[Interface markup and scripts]

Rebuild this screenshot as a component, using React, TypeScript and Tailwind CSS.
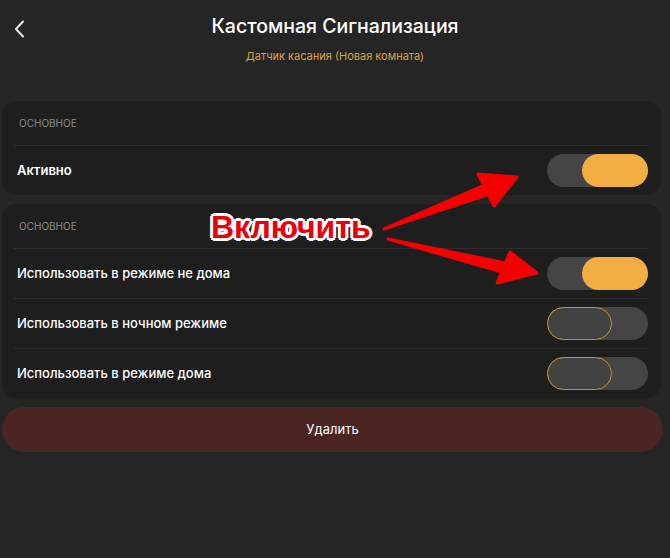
import React from 'react';

const font = { fontFamily: 'Inter, "Noto Sans", sans-serif' };

function Toggle({ on }: { on: boolean }) {
  return (
    <div className={`flex h-[33px] w-[101px] rounded-full bg-[#454545] ${on ? 'justify-end' : 'justify-start'}`}>
      {on ? (
        <div className="h-[33px] w-[66px] rounded-full bg-[#f2ae42]" />
      ) : (
        <div className="h-[33px] w-[65px] rounded-full border border-[#c2913f] bg-[#424242]" />
      )}
    </div>
  );
}

function Row({ label, on, bold }: { label: string; on: boolean; bold?: boolean }) {
  return (
    <div className="mx-[12px] flex h-[50px] items-center justify-between border-t border-[#2e2e2e] pl-[3px] pr-[1px]">
      <span className={`text-[13px] text-white ${bold ? 'font-semibold' : 'font-medium'}`}>{label}</span>
      <Toggle on={on} />
    </div>
  );
}

function Card({ children }: { children: React.ReactNode }) {
  return (
    <div className="ml-[2px] w-[659px] rounded-[14px] bg-[#1e1e1e]">
      <div className="flex h-[44px] items-center pl-[17px] pt-[1px] text-[10px] uppercase text-[#8c8c8c]">Основное</div>
      {children}
    </div>
  );
}

export default function App() {
  return (
    <div className="relative h-[558px] w-[670px] overflow-hidden bg-[#252525]" style={font}>
      <header className="relative flex h-[101px] flex-col items-center">
        <svg className="absolute left-[10px] top-[17px]" width="22" height="24" viewBox="0 0 22 24" fill="none">
          <path d="M13 4.5 L6 12 L13 19.5" stroke="#e6e6e6" strokeWidth="2" strokeLinecap="round" strokeLinejoin="round" />
        </svg>
        <h1 className="mt-[12px] text-[19.5px] font-medium text-white">Кастомная Сигнализация</h1>
        <p className="mt-[7px] text-[11px] text-[#d9a441]">Датчик касания (Новая комната)</p>
      </header>

      <div className="flex flex-col gap-[9px]">
        <Card>
          <Row label="Активно" on bold />
        </Card>
        <Card>
          <Row label="Использовать в режиме не дома" on />
          <Row label="Использовать в ночном режиме" on={false} />
          <Row label="Использовать в режиме дома" on={false} />
        </Card>
        <button className="ml-[2px] h-[45px] w-[661px] rounded-full bg-[#4a2523] text-[13px] text-white">Удалить</button>
      </div>

      {/* annotation overlay */}
      <div
        className="absolute left-[211px] top-[211px] text-[32px] font-bold leading-none text-[#e8000b] [text-shadow:2px_0_0_#fff,-2px_0_0_#fff,0_2px_0_#fff,0_-2px_0_#fff,2px_2px_0_#fff,-2px_-2px_0_#fff,2px_-2px_0_#fff,-2px_2px_0_#fff,3px_0_0_#fff,-3px_0_0_#fff,0_3px_0_#fff,0_-3px_0_#fff]"
        style={{ fontFamily: '"Liberation Sans", Arial, sans-serif' }}
      >
        Включить
      </div>
      <svg className="pointer-events-none absolute left-0 top-0" width="670" height="558">
        <polygon
          points="384,229 483.8,185.5 478,174 517,177 494,206 488.2,194.5"
          fill="#f50000"
          stroke="#f50000"
          strokeWidth="3"
          strokeLinejoin="round"
        />
        <polygon
          points="388,239 505.4,262.9 510,252 537,273 497,283 501.6,272.1"
          fill="#f50000"
          stroke="#f50000"
          strokeWidth="3"
          strokeLinejoin="round"
        />
      </svg>
    </div>
  );
}
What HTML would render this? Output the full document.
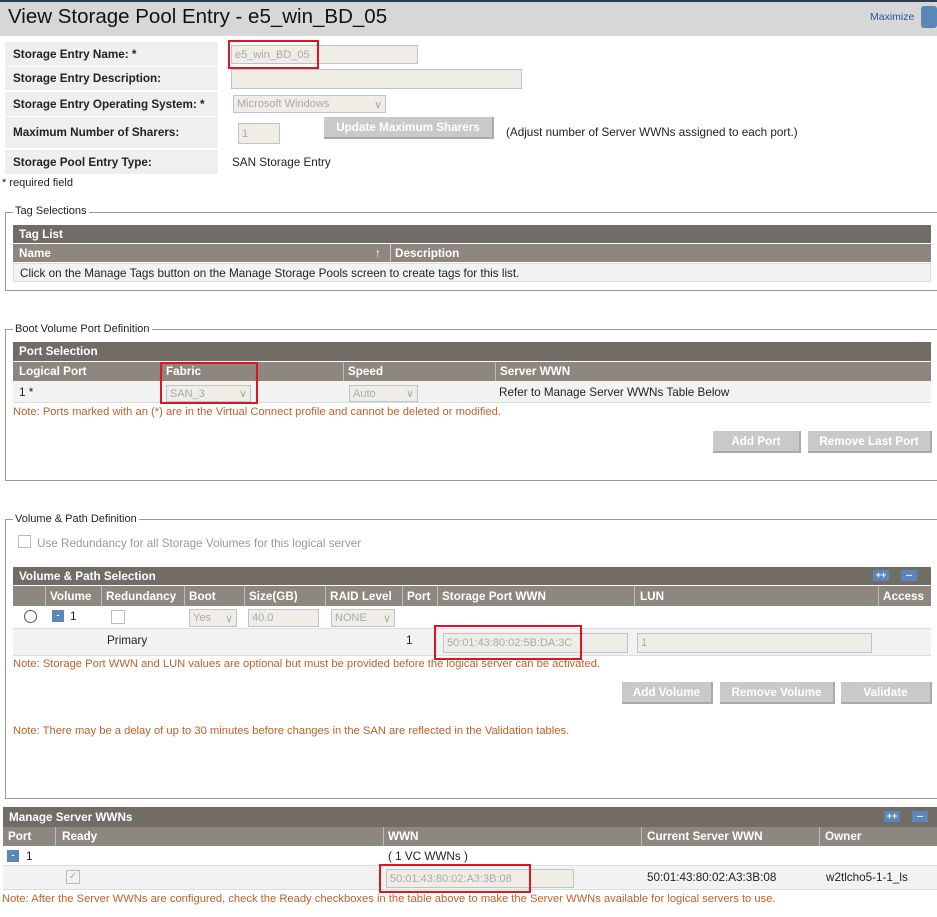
<!DOCTYPE html>
<html><head><meta charset="utf-8"><style>
*{margin:0;padding:0;box-sizing:border-box}
body{width:937px;height:917px;background:#fff;font-family:"Liberation Sans",sans-serif;font-size:11.7px;color:#222;position:relative;overflow:hidden}
.a{position:absolute;white-space:nowrap}
.lab{position:absolute;left:5px;width:213px;background:#efefef;font-weight:bold;padding-left:8px;display:flex;align-items:center}
.inp{position:absolute;background:#efede6;border:1px solid #b9c4cc;color:#a9a9a9;padding-left:3px;display:flex;align-items:center;font-size:11px}
.hdr{position:absolute;background:#716c65;color:#fff;font-weight:bold;padding-left:6px;display:flex;align-items:center}
.col{position:absolute;background:#8d877f;color:#fff;font-weight:bold;display:flex;align-items:center}
.fs{position:absolute;border:1px solid #999}
.leg{position:absolute;background:#fff;padding:0 2px;font-size:11px}
.btn{position:absolute;background:#c9c9c9;color:#fff;font-weight:bold;display:flex;align-items:center;justify-content:center;border-right:2px solid #aaa;border-bottom:2px solid #aaa}
.note{position:absolute;color:#c0602a;font-size:11.2px;white-space:nowrap}
.row{position:absolute;background:#f2f2f2;border-bottom:1px solid #ddd}
.pm{position:absolute;background:#5b86b8;color:#fff;font-size:9px;font-weight:bold;width:16px;height:11px;text-align:center;line-height:11px}
.red{position:absolute;border:2px solid #e0141e}
</style></head><body>
<div class="a" style="left:0;top:0;width:937px;height:36px;background:#d7d7d7;border-top:2px solid #2c3e50"></div>
<div class="a" style="left:8px;top:5px;font-size:20.5px;color:#111">View Storage Pool Entry - e5_win_BD_05</div>
<div class="a" style="left:870px;top:11px;font-size:10.5px;color:#2456a0">Maximize</div>
<div class="a" style="left:921px;top:6px;width:16px;height:22px;background:#5b86b8;border-radius:3px"></div>

<div class="lab" style="top:42px;height:24px">Storage Entry Name: *</div>
<div class="lab" style="top:67px;height:23px">Storage Entry Description:</div>
<div class="lab" style="top:92px;height:24px">Storage Entry Operating System: *</div>
<div class="lab" style="top:117px;height:31px">Maximum Number of Sharers:</div>
<div class="lab" style="top:150px;height:24px">Storage Pool Entry Type:</div>
<div class="inp" style="left:231px;top:45px;width:187px;height:19px">e5_win_BD_05</div>
<div class="red" style="left:228px;top:40px;width:91px;height:29px"></div>
<div class="inp" style="left:231px;top:69px;width:291px;height:20px"></div>
<div class="inp" style="left:233px;top:95px;width:153px;height:18px">Microsoft Windows<span style="position:absolute;right:3px">∨</span></div>
<div class="inp" style="left:238px;top:123px;width:42px;height:21px">1</div>
<div class="btn" style="left:324px;top:117px;width:170px;height:22px">Update Maximum Sharers</div>
<div class="a" style="left:506px;top:126px">(Adjust number of Server WWNs assigned to each port.)</div>
<div class="a" style="left:232px;top:156px">SAN Storage Entry</div>
<div class="a" style="left:2px;top:177px;font-size:11px">* required field</div>

<div class="fs" style="left:5px;top:212px;width:940px;height:79px"></div>
<div class="leg" style="left:13px;top:205px">Tag Selections</div>
<div class="hdr" style="left:13px;top:225px;width:918px;height:18px">Tag List</div>
<div class="col" style="left:13px;top:244px;width:918px;height:18px;padding-left:6px">Name<span class="a" style="left:362px;top:3px">↑</span><span class="a" style="left:377px;top:0;width:1px;height:18px;background:#ccc"></span><span class="a" style="left:382px;top:3px">Description</span></div>
<div class="row" style="left:13px;top:263px;width:918px;height:19px;padding:3px 6px;border:1px solid #ddd">Click on the Manage Tags button on the Manage Storage Pools screen to create tags for this list.</div>

<div class="fs" style="left:5px;top:329px;width:940px;height:152px"></div>
<div class="leg" style="left:13px;top:323px">Boot Volume Port Definition</div>
<div class="hdr" style="left:13px;top:342px;width:918px;height:19px">Port Selection</div>
<div class="col" style="left:13px;top:362px;width:918px;height:19px">
<span class="a" style="left:6px">Logical Port</span><span class="a" style="left:153px">Fabric</span><span class="a" style="left:335px">Speed</span><span class="a" style="left:487px">Server WWN</span>
<span class="a" style="left:147px;top:0;width:1px;height:19px;background:#bbb"></span><span class="a" style="left:330px;top:0;width:1px;height:19px;background:#bbb"></span><span class="a" style="left:482px;top:0;width:1px;height:19px;background:#bbb"></span></div>
<div class="row" style="left:13px;top:381px;width:918px;height:22px"></div>
<div class="a" style="left:19px;top:386px">1 *</div>
<div class="inp" style="left:166px;top:385px;width:85px;height:17px">SAN_3<span style="position:absolute;right:3px">∨</span></div>
<div class="red" style="left:160px;top:362px;width:98px;height:42px"></div>
<div class="inp" style="left:349px;top:385px;width:69px;height:17px">Auto<span style="position:absolute;right:3px">∨</span></div>
<div class="a" style="left:499px;top:386px">Refer to Manage Server WWNs Table Below</div>
<div class="note" style="left:13px;top:406px">Note: Ports marked with an (*) are in the Virtual Connect profile and cannot be deleted or modified.</div>
<div class="btn" style="left:713px;top:431px;width:88px;height:22px">Add Port</div>
<div class="btn" style="left:808px;top:431px;width:124px;height:22px">Remove Last Port</div>

<div class="fs" style="left:5px;top:519px;width:940px;height:280px"></div>
<div class="leg" style="left:13px;top:513px">Volume &amp; Path Definition</div>
<div class="a" style="left:18px;top:535px;width:13px;height:13px;border:1px solid #bbb"></div>
<div class="a" style="left:37px;top:537px;color:#999">Use Redundancy for all Storage Volumes for this logical server</div>
<div class="hdr" style="left:13px;top:567px;width:918px;height:18px">Volume &amp; Path Selection</div>
<div class="pm" style="left:873px;top:570px">++</div><div class="pm" style="left:901px;top:570px">--</div>
<div class="col" style="left:13px;top:586px;width:918px;height:20px">
<span class="a" style="left:37px">Volume</span><span class="a" style="left:93px">Redundancy</span><span class="a" style="left:176px">Boot</span><span class="a" style="left:236px">Size(GB)</span><span class="a" style="left:317px">RAID Level</span><span class="a" style="left:394px">Port</span><span class="a" style="left:429px">Storage Port WWN</span><span class="a" style="left:627px">LUN</span><span class="a" style="left:870px">Access</span>
<span class="a" style="left:32px;top:0;width:1px;height:20px;background:#bbb"></span><span class="a" style="left:88px;top:0;width:1px;height:20px;background:#bbb"></span><span class="a" style="left:171px;top:0;width:1px;height:20px;background:#bbb"></span><span class="a" style="left:231px;top:0;width:1px;height:20px;background:#bbb"></span><span class="a" style="left:312px;top:0;width:1px;height:20px;background:#bbb"></span><span class="a" style="left:389px;top:0;width:1px;height:20px;background:#bbb"></span><span class="a" style="left:424px;top:0;width:1px;height:20px;background:#bbb"></span><span class="a" style="left:621px;top:0;width:1px;height:20px;background:#bbb"></span><span class="a" style="left:865px;top:0;width:1px;height:20px;background:#bbb"></span></div>
<div class="a" style="left:13px;top:606px;width:918px;height:23px;border-bottom:1px solid #ddd"></div>
<div class="a" style="left:24px;top:610px;width:13px;height:13px;border:1px solid #555;border-radius:50%"></div>
<div class="pm" style="left:52px;top:610px;width:12px;height:12px;line-height:11px">-</div><div class="a" style="left:70px;top:610px">1</div>
<div class="a" style="left:111px;top:610px;width:14px;height:14px;border:1px solid #bbb"></div>
<div class="inp" style="left:189px;top:609px;width:48px;height:18px">Yes<span style="position:absolute;right:3px">∨</span></div>
<div class="inp" style="left:248px;top:609px;width:71px;height:18px">40.0</div>
<div class="inp" style="left:331px;top:609px;width:64px;height:18px">NONE<span style="position:absolute;right:3px">∨</span></div>
<div class="row" style="left:13px;top:629px;width:918px;height:27px"></div>
<div class="a" style="left:107px;top:634px">Primary</div>
<div class="a" style="left:406px;top:634px">1</div>
<div class="inp" style="left:443px;top:633px;width:185px;height:20px">50:01:43:80:02:5B:DA:3C</div>
<div class="red" style="left:434px;top:625px;width:148px;height:35px"></div>
<div class="inp" style="left:637px;top:633px;width:235px;height:20px">1</div>
<div class="note" style="left:13px;top:658px">Note: Storage Port WWN and LUN values are optional but must be provided before the logical server can be activated.</div>
<div class="btn" style="left:622px;top:682px;width:91px;height:22px">Add Volume</div>
<div class="btn" style="left:720px;top:682px;width:115px;height:22px">Remove Volume</div>
<div class="btn" style="left:841px;top:682px;width:91px;height:22px">Validate</div>
<div class="note" style="left:13px;top:725px">Note: There may be a delay of up to 30 minutes before changes in the SAN are reflected in the Validation tables.</div>

<div class="hdr" style="left:3px;top:807px;width:934px;height:20px">Manage Server WWNs</div>
<div class="pm" style="left:884px;top:811px">++</div><div class="pm" style="left:912px;top:811px">--</div>
<div class="col" style="left:3px;top:827px;width:934px;height:19px">
<span class="a" style="left:5px">Port</span><span class="a" style="left:59px">Ready</span><span class="a" style="left:385px">WWN</span><span class="a" style="left:644px">Current Server WWN</span><span class="a" style="left:822px">Owner</span>
<span class="a" style="left:52px;top:0;width:1px;height:19px;background:#bbb"></span><span class="a" style="left:380px;top:0;width:1px;height:19px;background:#bbb"></span><span class="a" style="left:638px;top:0;width:1px;height:19px;background:#bbb"></span><span class="a" style="left:816px;top:0;width:1px;height:19px;background:#bbb"></span></div>
<div class="a" style="left:3px;top:846px;width:934px;height:20px;border-bottom:1px solid #ddd"></div>
<div class="pm" style="left:7px;top:850px;width:12px;height:12px;line-height:11px">-</div><div class="a" style="left:26px;top:850px">1</div>
<div class="a" style="left:388px;top:850px">( 1 VC WWNs )</div>
<div class="row" style="left:3px;top:866px;width:934px;height:24px"></div>
<div class="a" style="left:66px;top:870px;width:14px;height:14px;border:1px solid #bbb;color:#aaa;font-size:10px;text-align:center;line-height:12px">✓</div>
<div class="inp" style="left:386px;top:869px;width:188px;height:19px">50:01:43:80:02:A3:3B:08</div>
<div class="red" style="left:379px;top:864px;width:152px;height:29px"></div>
<div class="a" style="left:647px;top:871px">50:01:43:80:02:A3:3B:08</div>
<div class="a" style="left:826px;top:871px">w2tlcho5-1-1_ls</div>
<div class="note" style="left:2px;top:893px">Note: After the Server WWNs are configured, check the Ready checkboxes in the table above to make the Server WWNs available for logical servers to use.</div>
</body></html>
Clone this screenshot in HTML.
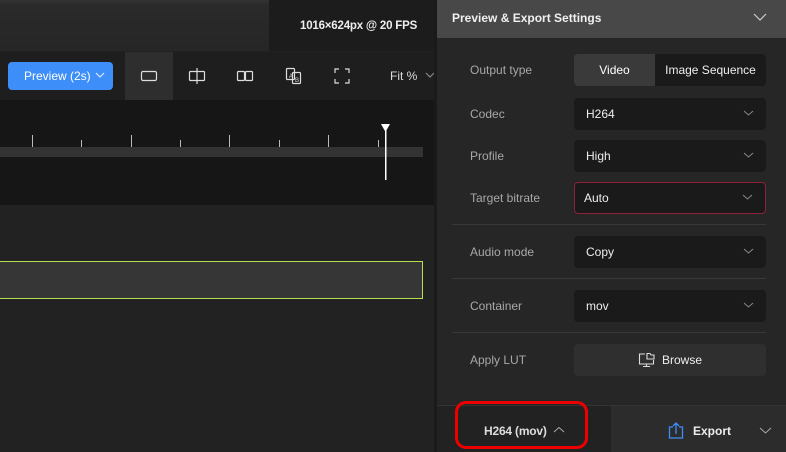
<!DOCTYPE html>
<html><head><meta charset="utf-8"><style>
*{margin:0;padding:0;box-sizing:border-box}
body{width:786px;height:452px;overflow:hidden;background:#222;font-family:"Liberation Sans",sans-serif;position:relative;color:#ddd}
.a{position:absolute}
.lbl{position:absolute;left:470px;font-size:12px;color:#a8a8a8}
.sel{position:absolute;left:574px;width:192px;height:32px;background:#1a1a1a;border-radius:4px;font-size:12px;color:#eee;padding-left:12px;line-height:32px}
.chev{position:absolute;right:12px;top:11px}
.div{position:absolute;left:452px;width:314px;height:1px;background:#383838}
</style></head><body>
<div class="a" style="left:0;top:0;width:436px;height:51px;background:#1c1c1c"></div>
<div class="a" style="left:0;top:0;width:269px;height:51px;background:linear-gradient(180deg,#333 0,#2a2a2a 10%,#262626 100%)"></div>
<div class="a" style="left:300px;top:20px;font-size:11.5px;font-weight:bold;color:#eee;letter-spacing:-0.2px">1016×624px @ 20 FPS</div>
<div class="a" style="left:0;top:52px;width:436px;height:48px;background:#1e1e1e"></div>
<div class="a" style="left:8px;top:62px;width:105px;height:28px;background:#3d8ef8;border-radius:4px;color:#fff;font-size:12px;line-height:28px;padding-left:16px">Preview (2s)
<svg class="a" style="left:87px;top:10px" width="10" height="7" viewBox="0 0 10 7"><path d="M1 1l4 4 4-4" stroke="#dbe8ff" fill="none" stroke-width="1.2"/></svg></div>
<div class="a" style="left:125px;top:52px;width:48px;height:48px;background:#2e2e2e"></div>
<svg class="a" style="left:0;top:52px" width="436" height="48">
<g stroke="#ddd" fill="none" stroke-width="1.2">
<rect x="141.5" y="19.5" width="15" height="9" rx="1.5"/>
<rect x="189.5" y="19.5" width="15" height="9" rx="1"/><path d="M197 16v16"/>
<rect x="237.5" y="19.5" width="7" height="9" rx="1"/><rect x="245.5" y="19.5" width="7" height="9" rx="1"/>
<rect x="286.5" y="16.5" width="8" height="11" rx="1"/><rect x="292.5" y="20.5" width="8" height="11" rx="1"/>
<path d="M335 21v-4h4M345 17h4v4M349 27v4h-4M339 31h-4v-4"/>
<path d="M426 21l4 4 4-4" stroke="#888"/>
</g>
<text x="289" y="26" font-size="6" fill="#ddd" font-family="Liberation Sans">A</text>
<text x="295" y="30" font-size="6" fill="#ddd" font-family="Liberation Sans">B</text>
<text x="390" y="28" font-size="12" fill="#ddd" font-family="Liberation Sans">Fit %</text>
</svg>
<div class="a" style="left:0;top:100px;width:436px;height:105px;background:#161616"></div>
<div class="a" style="left:0;top:147px;width:423px;height:10px;background:#333"></div>
<svg class="a" style="left:0;top:100px" width="436" height="105">
<g stroke="#bbb" stroke-width="1">
<path d="M32.5 35v12M81.5 40v7M131.5 35v12M180.5 40v7M229.5 35v12M279.5 40v7M328.5 35v12M378.5 40v7"/>
</g>
<path d="M381 24h9l-4.5 8z" fill="#fff"/><rect x="385" y="28" width="1.5" height="52" fill="#fff"/>
</svg>
<div class="a" style="left:-2px;top:261px;width:425px;height:38px;background:#363636;border:1.5px solid #b8e04c"></div>
<div class="a" style="left:434px;top:0;width:3px;height:452px;background:#1a1a1a"></div>
<div class="a" style="left:437px;top:0;width:349px;height:452px;background:#262626"></div>
<div class="a" style="left:437px;top:0;width:349px;height:38px;background:#484848"></div>
<div class="a" style="left:452px;top:11px;font-size:12px;font-weight:bold;color:#f0f0f0">Preview &amp; Export Settings</div>
<svg class="a" style="left:753px;top:13px" width="14" height="9"><path d="M1 1l6 6 6-6" stroke="#ccc" fill="none" stroke-width="1.2"/></svg>

<div class="lbl" style="top:63px">Output type</div>
<div class="a" style="left:574px;top:54px;width:192px;height:32px;background:#1a1a1a;border-radius:4px"></div>
<div class="a" style="left:574px;top:54px;width:81px;height:32px;background:#3a3a3a;border-radius:4px 0 0 4px;font-size:12px;color:#fff;text-align:center;line-height:32px">Video</div>
<div class="a" style="left:655px;top:54px;width:111px;height:32px;font-size:12px;color:#eee;text-align:center;line-height:32px">Image Sequence</div>

<div class="lbl" style="top:107px">Codec</div>
<div class="sel" style="top:98px">H264<svg class="chev" width="11" height="8"><path d="M1 2l4.5 4 4.5-4" stroke="#888" fill="none"/></svg></div>
<div class="lbl" style="top:149px">Profile</div>
<div class="sel" style="top:140px">High<svg class="chev" width="11" height="8"><path d="M1 2l4.5 4 4.5-4" stroke="#888" fill="none"/></svg></div>
<div class="lbl" style="top:191px">Target bitrate</div>
<div class="sel" style="top:182px;border:1px solid #8c2038;line-height:30px;padding-left:9px">Auto<svg class="chev" style="top:10px" width="11" height="8"><path d="M1 2l4.5 4 4.5-4" stroke="#888" fill="none"/></svg></div>
<div class="div" style="top:224px"></div>
<div class="lbl" style="top:245px">Audio mode</div>
<div class="sel" style="top:236px">Copy<svg class="chev" width="11" height="8"><path d="M1 2l4.5 4 4.5-4" stroke="#888" fill="none"/></svg></div>
<div class="div" style="top:278px"></div>
<div class="lbl" style="top:299px">Container</div>
<div class="sel" style="top:290px">mov<svg class="chev" width="11" height="8"><path d="M1 2l4.5 4 4.5-4" stroke="#888" fill="none"/></svg></div>
<div class="div" style="top:332px"></div>
<div class="lbl" style="top:353px">Apply LUT</div>
<div class="a" style="left:574px;top:344px;width:192px;height:32px;background:#2f2f2f;border-radius:4px;font-size:12px;color:#eee;line-height:32px;padding-left:88px">Browse
<svg class="a" style="left:64px;top:8px" width="18" height="16"><g stroke="#ddd" fill="none" stroke-width="1.1"><path d="M7 2H1.5v10h14V8"/><path d="M9 1.5h3l1 1.5h3v4H9z"/><path d="M8.5 12v2M5 14.5h7"/></g></svg></div>

<div class="a" style="left:437px;top:405px;width:349px;height:1px;background:#333"></div>
<div class="a" style="left:437px;top:406px;width:174px;height:46px;background:#222"></div>
<div class="a" style="left:611px;top:406px;width:175px;height:46px;background:#2c2c2c"></div>
<div class="a" style="left:484px;top:424px;font-size:12px;font-weight:bold;color:#ddd;letter-spacing:-0.2px">H264 (mov)</div>
<svg class="a" style="left:553px;top:426px" width="12" height="8"><path d="M1 6l5-4.5 5 4.5" stroke="#aaa" fill="none"/></svg>
<div class="a" style="left:455px;top:401px;width:133px;height:48px;border:3px solid #e00;border-radius:11px"></div>
<svg class="a" style="left:668px;top:421px" width="16" height="18"><g stroke="#3d8ef8" fill="none" stroke-width="1.3"><path d="M5 6H1.5v11h13V6H11"/><path d="M8 13V2M5 5l3-3 3 3"/></g></svg>
<div class="a" style="left:693px;top:424px;font-size:12px;font-weight:bold;color:#eee">Export</div>
<svg class="a" style="left:759px;top:427px" width="13" height="8"><path d="M1 1l5.5 5 5.5-5" stroke="#aaa" fill="none"/></svg>
</body></html>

What you should do:
State how many lines of the material contain the string "Output", with no other words.

The response:
2